- According to the latest analysis of the Ugandan economy, the country's strong growth may halve this year due to the global crisis. However, growth is still sustainable in 2009.
This was revealed in the latest analysis by the International Monetary Fund (IMF). "After several years of high growth and strong macroeconomic performance, the global financial crisis is now constraining economic activity in Uganda," IMF officials found.
Economic growth was expected to slow to 5-6 percent in 2009, down from an impressing average of 9 ½ percent over the past three years, according to the IMF analysis. This almost represents a halving of Uganda's growth perspectives.
The Fund's analysts nevertheless found that the economic situation in Uganda remained healthy and that government was still able to meet its spending plans without accumulating too much debt. Economic growth is still slightly above population growth, representing a real growth for Ugandans in 2009.
"The banking system remains sound and well capitalised and strong fundamentals and continued prudent macroeconomic policies should enable Uganda's economy to absorb the slowdown in growth without major macroeconomic stress," the IMF analysis said.
The Fund therefore saw no necessity to change or expand its lending policies towards Uganda at these crossroads.
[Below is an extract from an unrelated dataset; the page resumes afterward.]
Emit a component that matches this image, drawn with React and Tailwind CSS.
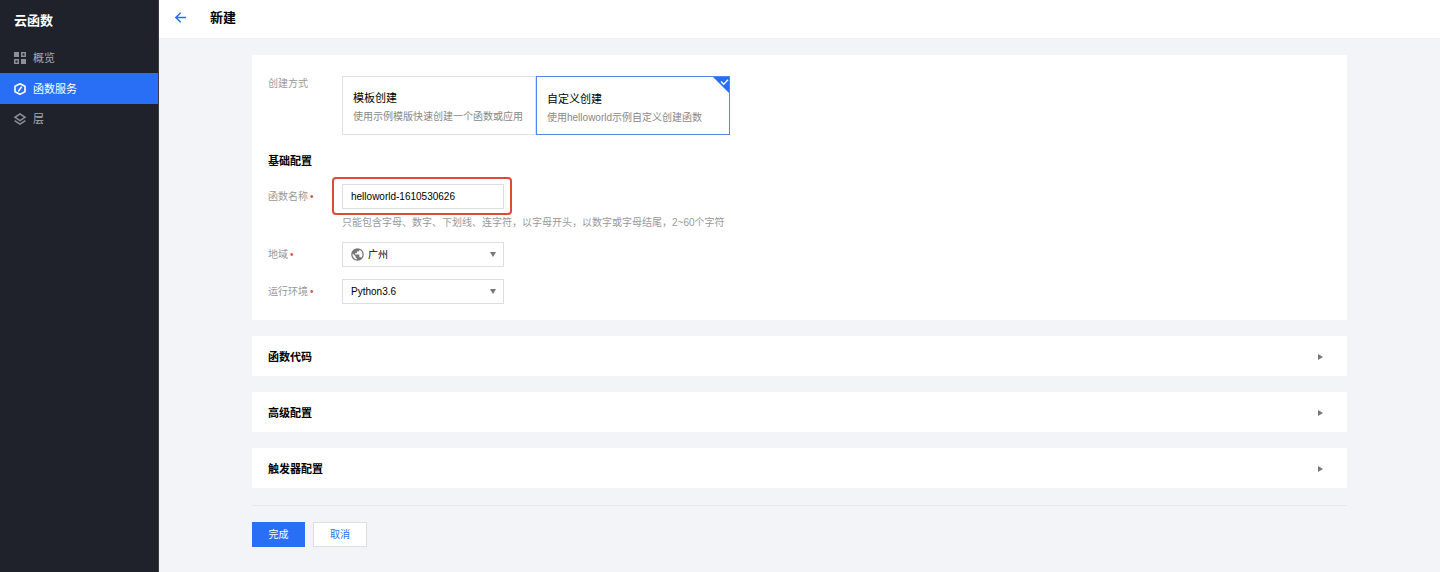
import { useState } from "react";
import { MdPublic } from "react-icons/md";

const OverviewIcon = () => (
  <svg className="w-3 h-3" viewBox="0 0 12 12" fill="currentColor">
    <path d="M0 0h5v5H0zM7 7h5v5H7z" />
    <path
      fillRule="evenodd"
      d="M7 0h5v5H7zM8.5 1.5v2h2v-2zM0 7h5v5H0zM1.5 8.5v2h2v-2z"
    />
  </svg>
);

const FunctionIcon = () => (
  <svg
    className="w-3 h-3"
    viewBox="0 0 12 12"
    fill="none"
    stroke="currentColor"
    strokeWidth="1.6"
  >
    <path d="M6 .8 11 3.2v5.6L6 11.2 1 8.8V3.2z" strokeLinejoin="round" />
    <path d="M7.7 3.6 4.3 8.4" />
  </svg>
);

const LayerIcon = () => (
  <svg
    className="w-3 h-3"
    viewBox="0 0 12 12"
    fill="none"
    stroke="currentColor"
    strokeWidth="1.5"
  >
    <path d="M6 .9 11 4.3 6 7.7 1 4.3z" />
    <path d="M.6 7.6 6 11.1l5.4-3.5" />
  </svg>
);

const menu = [
  { name: "概览", icon: OverviewIcon },
  { name: "函数服务", icon: FunctionIcon, active: true },
  { name: "层", icon: LayerIcon },
];

const methods = [
  { id: "template", title: "模板创建", desc: "使用示例模版快速创建一个函数或应用" },
  { id: "custom", title: "自定义创建", desc: "使用helloworld示例自定义创建函数" },
];

const sections = ["函数代码", "高级配置", "触发器配置"];

const Required = () => <span className="ml-0.5 text-[#d9534f]">•</span>;

const DownArrow = () => (
  <svg
    className="absolute right-2 top-[10px] w-[6px] h-[5px] text-[#777] pointer-events-none"
    viewBox="0 0 6 5"
    fill="currentColor"
  >
    <path d="M0 0h6L3 5z" />
  </svg>
);

const App = () => {
  const [method, setMethod] = useState("custom");
  const [name, setName] = useState("helloworld-1610530626");
  const [region, setRegion] = useState("广州");
  const [runtime, setRuntime] = useState("Python3.6");

  return (
    <div className="flex min-h-screen bg-[#f2f4f8] text-[10px] leading-4 text-black font-['Liberation_Sans','Noto_Sans_CJK_SC',sans-serif]">
      <aside className="w-[159px] shrink-0 bg-[#1f212b] border-r border-[#3a3c46]">
        <h2 className="px-3.5 pt-[13px] pb-3.5 text-[13px] leading-4 font-bold text-white">
          云函数
        </h2>
        <nav>
          {menu.map(({ name, icon: Icon, active }) => (
            <a
              key={name}
              href="#"
              className={
                active
                  ? "flex items-center gap-[7px] h-[31px] px-3.5 text-[11px] text-white bg-[#296ff6]"
                  : "flex items-center gap-[7px] h-[30px] px-3.5 text-[11px] text-[#8e9098]"
              }
            >
              <Icon />
              <span className={active ? "text-white" : "text-[#a8aab0]"}>{name}</span>
            </a>
          ))}
        </nav>
      </aside>

      <div className="flex-1 min-w-0">
        <header className="flex items-center gap-6 h-[39px] pb-[3px] px-4 bg-white border-b border-[#eef0f4]">
          <a href="#" aria-label="返回" className="text-[#296ff6]">
            <svg
              className="w-[11px] h-[11px]"
              viewBox="0 0 11 11"
              fill="none"
              stroke="currentColor"
              strokeWidth="1.5"
            >
              <path d="M5.7.7.9 5.5l4.8 4.8M1 5.5h10" />
            </svg>
          </a>
          <h1 className="text-[13px] font-bold">新建</h1>
        </header>

        <main className="mx-[93px] pt-4 pb-6">
          <form onSubmit={(e) => e.preventDefault()}>
            <section className="px-4 pt-[21px] pb-4 bg-white">
              <div className="flex" role="radiogroup" aria-label="创建方式">
                <span className="w-[74px] shrink-0 text-[#999]">创建方式</span>
                <div className="flex">
                  {methods.map((item) => (
                    <label
                      key={item.id}
                      className={
                        method === item.id
                          ? "relative w-[194px] h-[59px] px-2.5 pt-3.5 border border-[#4f86f0] cursor-pointer"
                          : "relative w-[194px] h-[59px] px-2.5 pt-[13px] border border-[#dfe1e6] cursor-pointer"
                      }
                    >
                      <input
                        type="radio"
                        name="method"
                        className="sr-only"
                        checked={method === item.id}
                        onChange={() => setMethod(item.id)}
                      />
                      <span className="block text-[11px]">{item.title}</span>
                      <span className="block mt-[3px] whitespace-nowrap text-[#888]">
                        {item.desc}
                      </span>
                      {method === item.id && (
                        <svg
                          className="absolute top-0 right-0 w-4 h-4"
                          viewBox="0 0 16 16"
                          fill="none"
                        >
                          <path d="M0 0h16v16z" fill="#296ff6" />
                          <path d="m8 4.5 2.7 2.7L15 2.7" stroke="#fff" strokeWidth="1.3" />
                        </svg>
                      )}
                    </label>
                  ))}
                </div>
              </div>

              <h3 className="mt-[18px] text-[11px] font-bold">基础配置</h3>

              <div className="flex mt-[15px]">
                <label htmlFor="name" className="w-[74px] shrink-0 pt-[5px] text-[#999]">
                  函数名称
                  <Required />
                </label>
                <div>
                  <div className="relative w-[162px]">
                    <input
                      id="name"
                      type="text"
                      className="block w-full h-[25px] px-2 bg-white border border-[#dcdee3] outline-none"
                      value={name}
                      onChange={(e) => setName(e.target.value)}
                    />
                    <span className="absolute -top-[7px] -bottom-[6px] -left-[10px] -right-[8px] border-2 border-[#de4a33] rounded-[4px] pointer-events-none" />
                  </div>
                  <p className="mt-1.5 text-[#999]">
                    只能包含字母、数字、下划线、连字符，以字母开头，以数字或字母结尾，2~60个字符
                  </p>
                </div>
              </div>

              <div className="flex mt-[11px]">
                <label htmlFor="region" className="w-[74px] shrink-0 pt-[5px] text-[#999]">
                  地域
                  <Required />
                </label>
                <div className="relative w-[162px]">
                  <select
                    id="region"
                    className="block w-full h-[25px] pl-[25px] bg-white border border-[#dcdee3] appearance-none"
                    value={region}
                    onChange={(e) => setRegion(e.target.value)}
                  >
                    <option>广州</option>
                  </select>
                  <MdPublic className="absolute left-2 top-[5px] w-[15px] h-[15px] text-[#777] pointer-events-none" />
                  <DownArrow />
                </div>
              </div>

              <div className="flex mt-3">
                <label htmlFor="runtime" className="w-[74px] shrink-0 pt-[5px] text-[#999]">
                  运行环境
                  <Required />
                </label>
                <div className="relative w-[162px]">
                  <select
                    id="runtime"
                    className="block w-full h-[25px] pl-2 bg-white border border-[#dcdee3] appearance-none"
                    value={runtime}
                    onChange={(e) => setRuntime(e.target.value)}
                  >
                    <option>Python3.6</option>
                  </select>
                  <DownArrow />
                </div>
              </div>
            </section>

            {sections.map((title) => (
              <section key={title} className="mt-4 bg-white">
                <button
                  type="button"
                  className="flex items-center justify-between w-full h-10 pt-0.5 pl-4 pr-6 text-[11px] font-bold cursor-pointer"
                >
                  {title}
                  <svg
                    className="w-[5px] h-[6px] text-[#777]"
                    viewBox="0 0 5 6"
                    fill="currentColor"
                  >
                    <path d="M0 0v6l5-3z" />
                  </svg>
                </button>
              </section>
            ))}

            <div className="flex gap-2 mt-[17px] pt-4 border-t border-[#e6e8ec]">
              <button
                type="submit"
                className="w-[53px] h-[25px] pt-px text-white bg-[#296ff6] cursor-pointer"
              >
                完成
              </button>
              <button
                type="button"
                className="w-[54px] h-[25px] pt-px text-[#296ff6] bg-white border border-[#dcdee3] cursor-pointer"
              >
                取消
              </button>
            </div>
          </form>
        </main>
      </div>
    </div>
  );
};

export default App;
Uganda is currently receiving IMF funding through a three-year so-called Policy Support Instrument (PSI), which provides the government with general budget support funds.
According to the IMF's latest update of its World Economic Outlook, economic growth in 2009 may still reach 6.2 percent, but will probably slide further down to 5.5 percent in 2010. More worrying for Ugandan consumers, consumer prices are expected to grow at a faster paste, even by 13.7 percent this year, meaning that purchase capacity may sink for ordinary Ugandans.
The IMF's Martine Guerguil recently explained the reasons for Uganda's reduced growth perspective. "The effects of the crisis are starting to be felt in lower export growth, a decline in foreign capital inflows, depreciation of the shilling as well as lower tax revenue collections," she noted.
She also emphasised that "the fundamentals of the Ugandan economy remain strong, in good part thanks to the sound macroeconomic policies that have been pursued in recent years." Only minor policy changes by the Kampala government were needed to meet the crisis, Ms Guerguil held.